Its color is rosy gold. The nose starts off with grape Bubblicious, milk chocolate and tangerines. Beneath those notes lie clay and smoldering hay. Then a raisiny sherry-like note shows up, followed by blackberry jam and cassis. The palate is quite malty and peppery. Tart berries, tawny port, fresh ginger, burnt grains and a growing horseradish bitterness. With time in the glass, it picks up some almonds and dark chocolate. The bitterness gets pretty raw in the finish, though there's plenty of sweet port and raisin residue to provide dimension. There's also some cayenne pepper and "burnt stuff".

WITH WATER (~40%abv)
The nose gets earthier. Some cocoa powder. Blackberry jam, plums, and bread pudding full of raisins. The palate hasn't changed much. The sweetness is a little richer and the bitterness slightly tamer. There's a chocolate-coffee stout note showing up now.

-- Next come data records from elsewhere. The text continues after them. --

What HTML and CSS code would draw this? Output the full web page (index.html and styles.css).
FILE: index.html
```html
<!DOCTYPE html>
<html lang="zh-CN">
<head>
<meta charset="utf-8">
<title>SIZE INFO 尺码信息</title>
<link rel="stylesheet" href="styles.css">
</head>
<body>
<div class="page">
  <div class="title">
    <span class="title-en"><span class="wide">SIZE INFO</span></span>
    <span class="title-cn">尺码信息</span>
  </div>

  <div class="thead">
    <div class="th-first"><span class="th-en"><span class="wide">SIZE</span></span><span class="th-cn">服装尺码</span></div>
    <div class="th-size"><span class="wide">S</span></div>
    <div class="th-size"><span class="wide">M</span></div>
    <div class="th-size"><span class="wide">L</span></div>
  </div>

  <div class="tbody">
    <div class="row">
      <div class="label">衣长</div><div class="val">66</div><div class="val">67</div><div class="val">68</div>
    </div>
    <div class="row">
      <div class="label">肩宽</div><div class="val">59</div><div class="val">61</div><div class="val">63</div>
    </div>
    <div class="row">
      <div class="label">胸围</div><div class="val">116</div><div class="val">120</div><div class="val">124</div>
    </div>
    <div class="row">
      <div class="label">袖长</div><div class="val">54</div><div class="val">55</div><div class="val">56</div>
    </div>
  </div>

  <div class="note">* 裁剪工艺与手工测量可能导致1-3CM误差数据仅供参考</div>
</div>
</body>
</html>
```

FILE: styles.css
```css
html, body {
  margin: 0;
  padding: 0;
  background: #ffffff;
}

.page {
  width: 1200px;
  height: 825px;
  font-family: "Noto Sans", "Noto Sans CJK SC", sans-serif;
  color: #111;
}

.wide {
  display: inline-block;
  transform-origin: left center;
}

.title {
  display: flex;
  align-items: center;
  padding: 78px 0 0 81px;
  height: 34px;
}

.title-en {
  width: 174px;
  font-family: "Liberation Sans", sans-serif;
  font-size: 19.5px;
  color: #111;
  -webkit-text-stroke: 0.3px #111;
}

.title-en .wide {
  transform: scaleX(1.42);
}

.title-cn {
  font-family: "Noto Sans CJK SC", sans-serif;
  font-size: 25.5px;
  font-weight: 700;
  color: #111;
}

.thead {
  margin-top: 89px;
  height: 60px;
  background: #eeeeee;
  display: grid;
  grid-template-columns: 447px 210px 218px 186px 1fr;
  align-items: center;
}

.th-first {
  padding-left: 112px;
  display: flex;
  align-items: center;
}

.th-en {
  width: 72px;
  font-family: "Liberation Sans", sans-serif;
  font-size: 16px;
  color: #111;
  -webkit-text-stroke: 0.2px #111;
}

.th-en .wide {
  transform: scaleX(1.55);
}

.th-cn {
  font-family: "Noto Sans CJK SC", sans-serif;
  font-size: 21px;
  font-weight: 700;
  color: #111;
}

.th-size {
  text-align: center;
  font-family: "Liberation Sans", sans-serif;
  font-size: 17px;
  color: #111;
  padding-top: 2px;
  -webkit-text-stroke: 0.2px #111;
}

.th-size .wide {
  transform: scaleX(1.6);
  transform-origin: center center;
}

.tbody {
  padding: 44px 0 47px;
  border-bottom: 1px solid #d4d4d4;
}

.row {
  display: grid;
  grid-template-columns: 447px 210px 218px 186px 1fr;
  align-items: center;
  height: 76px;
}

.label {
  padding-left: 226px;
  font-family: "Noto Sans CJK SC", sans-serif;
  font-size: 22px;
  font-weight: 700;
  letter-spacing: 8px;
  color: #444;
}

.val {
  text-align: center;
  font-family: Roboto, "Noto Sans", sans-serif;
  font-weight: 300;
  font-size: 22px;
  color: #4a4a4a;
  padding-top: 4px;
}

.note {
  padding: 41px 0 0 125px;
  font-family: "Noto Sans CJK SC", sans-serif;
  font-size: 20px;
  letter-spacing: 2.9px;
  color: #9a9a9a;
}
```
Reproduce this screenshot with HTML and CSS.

The finish is less bitter as well, with more fresh stone fruits and a hint of moss.

While I can't say that all the disparate elements (wine, oak, peat, barley) have fully merged in batch 2 of Benromach's Origins experiments, the whisky is still good and fun. It doesn't come across as heavily produced or tweaked to appeal to every drinker. The bitterness might turn some palates off, but I dig it. The port notes are most appealing in the nose, unless you hate wineskies. Adding water does seem to pull things together a bit and tone down the noise. This has left me interested in the other Origins, so I might pick one of them up if the price is right.